All but six of the workers eventually got their jobs back and an arbitrator criticized the city for a culture of low expectations.
Now with this latest set back people are asking where’s the accountability.
While Hamilton police take over the investigation of alleged fraudulent purchasing by a superintendent in Hamilton’s public works department, the city is left answering the question how can someone spend tax dollars on personal patio furniture?
When a senior manager places an order under $10 000 they need to get one of their staffs signatures along with their own. But they don’t have to get another managers or councils approval to make that purchase.
“With a $1.5 billion corporation with tens of thousands of expenditures it would be too cumbersome to review each and every single expenditure.” says City Councillor Sam Merulla.

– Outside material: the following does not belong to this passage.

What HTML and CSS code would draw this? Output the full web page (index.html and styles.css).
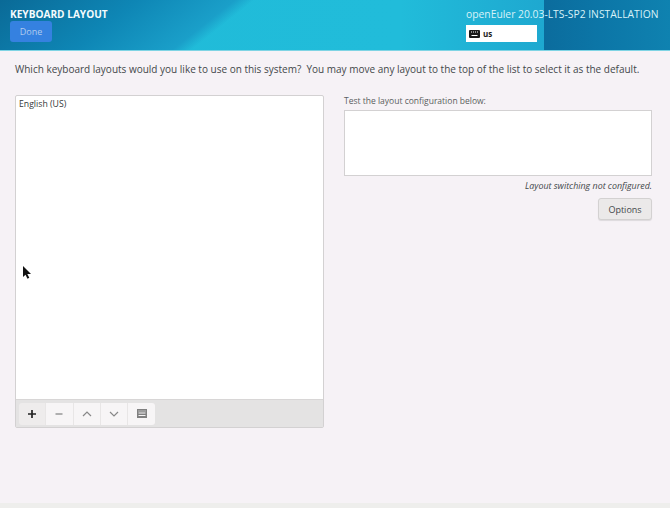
FILE: index.html
```html
<!DOCTYPE html>
<html lang="en">
<head>
<meta charset="utf-8">
<title>Keyboard Layout</title>
<link rel="stylesheet" href="styles.css">
</head>
<body>
<div class="screen">
  <header class="header">
    <div class="header-left">
      <h1 class="spoke-title">KEYBOARD LAYOUT</h1>
      <button class="done">Done</button>
    </div>
    <div class="header-right">
      <div class="product">openEuler 20.03-LTS-SP2 INSTALLATION</div>
      <div class="kbd-indicator">
        <svg class="kbd-icon" viewBox="0 0 11 8" width="11" height="8"><path fill="#1a1a1a" fill-rule="evenodd" d="M1 0h9a1 1 0 0 1 1 1v6a1 1 0 0 1-1 1H1a1 1 0 0 1-1-1V1a1 1 0 0 1 1-1zM2 1.500v1h1v-1zM4 1.500v1h1v-1zM6 1.500v1h1v-1zM8 1.500v1h1v-1zM2.500 5v1h6V5z"/></svg>
        <span>us</span>
      </div>
    </div>
  </header>
  <main class="content">
    <p class="intro">Which keyboard layouts would you like to use on this system?&nbsp; You may move any layout to the top of the list to select it as the default.</p>
    <div class="columns">
      <section class="layouts">
        <div class="list"><div class="row">English (US)</div></div>
        <div class="toolbar">
          <div class="group">
            <button class="tool active"><svg viewBox="0 0 10 10" width="10" height="10"><path d="M5 1v8M1 5h8" stroke="#222" stroke-width="1.7" fill="none"/></svg></button>
            <button class="tool"><svg viewBox="0 0 10 10" width="10" height="10"><path d="M1.500 5h7" stroke="#888" stroke-width="1.3" fill="none"/></svg></button>
            <button class="tool"><svg viewBox="0 0 10 10" width="10" height="10"><path d="M1 7l4-4 4 4" stroke="#888" stroke-width="1.2" fill="none"/></svg></button>
            <button class="tool"><svg viewBox="0 0 10 10" width="10" height="10"><path d="M1 3l4 4 4-4" stroke="#888" stroke-width="1.2" fill="none"/></svg></button>
            <button class="tool"><svg viewBox="0 0 10 9" width="10" height="9"><path fill="#808080" fill-rule="evenodd" d="M0 0h10v9H0zM1.500 1.500v1h1v-1zM3.500 1.500v1h1v-1zM5.500 1.500v1h1v-1zM7.500 1.500v1h1v-1zM1.500 3.500v1h7v-1zM1.500 6v1h7V6z"/></svg></button>
          </div>
        </div>
      </section>
      <section class="test">
        <label class="test-label">Test the layout configuration below:</label>
        <div class="test-box"></div>
        <p class="switching">Layout switching not configured.</p>
        <button class="options">Options</button>
      </section>
    </div>
  </main>
  <svg class="cursor" viewBox="0 0 8 13" width="8" height="13"><path d="M0 0v11l2.500-2.300 2 4 1.800-.9-2-3.800H8z" fill="#111"/></svg>
  <div class="footer"></div>
</div>
</body>
</html>
```
FILE: styles.css
```css
* { box-sizing: border-box; }
html, body { margin: 0; padding: 0; }
body { width: 670px; height: 508px; overflow: hidden; background: #f6f2f6; font-family: "Open Sans", "Noto Sans", sans-serif; color: #2e3436; }
.screen { position: relative; width: 670px; height: 508px; display: flex; flex-direction: column; }
.header {
  height: 51px; flex: none; display: flex; justify-content: space-between; padding: 7px 11px 0 10px;
  background:
    linear-gradient(90deg, transparent 544px, #0b6c9d 544px, #0c76a7 600px, #0f82b0 670px),
    linear-gradient(141.600deg, #0a6a97 0, #0e86b5 85px, #1a9fc9 146px, rgba(32,187,216,0) 158px),
    linear-gradient(90deg, #20bbd8 0, #21bcda 400px, #1ea8d0 544px);
  border-bottom: 1px solid #7fd4e4;
}
.spoke-title { margin: 0; font-size: 10.100px; line-height: 14px; font-weight: 700; color: #f4fbfd; }
.done { display: block; width: 42px; height: 21px; margin-top: 0; padding: 0; border: 0; border-radius: 3px; background: #3581e0; color: #b0cbee; font: 9px "Open Sans", sans-serif; }
.header-right { width: 193px; }
.product { font-size: 10.340px; line-height: 15px; color: #d8f2f8; white-space: nowrap; }
.kbd-indicator { display: flex; align-items: center; gap: 3px; width: 71px; height: 17px; margin-top: 3px; padding-left: 3px; background: #fff; font-size: 8px; font-weight: 700; color: #222; }
.content { flex: 1; padding: 0 18px 0 15px; }
.intro { margin: 10px 0 0; font-size: 10px; line-height: 16px; color: #43474a; white-space: nowrap; }
.columns { display: flex; gap: 20px; margin-top: 18px; }
.layouts { width: 309px; height: 333px; display: flex; flex-direction: column; border: 1px solid #d3d1d2; border-radius: 2px; background: #fff; }
.list { flex: 1; padding: 1px 3px; }
.row { font-size: 8.700px; line-height: 14px; color: #33383a; }
.toolbar { height: 28px; flex: none; display: flex; align-items: center; padding-left: 3px; background: #e4e3e3; border-top: 1px solid #d8d6d6; }
.group { display: flex; }
.tool { width: 27.300px; height: 22px; padding: 0; border: 0; border-right: 1px solid #e8e6e6; background: #f7f5f6; display: flex; align-items: center; justify-content: center; }
.tool:first-child { border-radius: 3px 0 0 3px; }
.tool:last-child { border-right: 0; border-radius: 0 3px 3px 0; }
.tool.active { background: #eeecec; }
.test { width: 308px; display: flex; flex-direction: column; }
.test-label { font-size: 8.500px; line-height: 12px; color: #5a5e60; }
.test-box { height: 66px; margin-top: 3px; background: #fff; border: 1px solid #d3d1d2; }
.switching { margin: 3px 0 0; text-align: right; font-size: 8.900px; line-height: 13px; font-style: italic; color: #43474a; }
.options { align-self: flex-end; width: 54px; height: 22px; margin-top: 6px; padding: 0; background: #ebe9e9; border: 1px solid #d3d1d1; border-radius: 3px; font: 9px "Open Sans", sans-serif; color: #43474a; box-shadow: 0 1px 1px rgba(0,0,0,.1); }
.cursor { position: absolute; left: 23px; top: 266px; }
.footer { height: 5px; flex: none; background: #eeeeec; }
```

But Merulla says the city can still do more to stop this kind of behaviour.
“If one person has more than others when it comes to under $10 000e expenditures there should be a red flag.”
Larry Di Ianni is a former Hamilton Mayor.
“The system is responsible that it clearly articulates the need for good behaviour, promotes only those people who have that level of integrity and ethical standard and then it needs to monitor how they are doing.”
“We have aggressively pursued surveillance, investigations, audits to not only expose some of the past cultures that have existed but also to terminate them and move forward to a culture of the future.” says Merulla.
Public works is being reviewed with the possibility of splitting the large department. Merulla says the city is working to rebuild public trust in its leadership.
Mayor Fred Eisenberger would not comment on this matter because the topic was discussed in a closed door meeting at City Hall.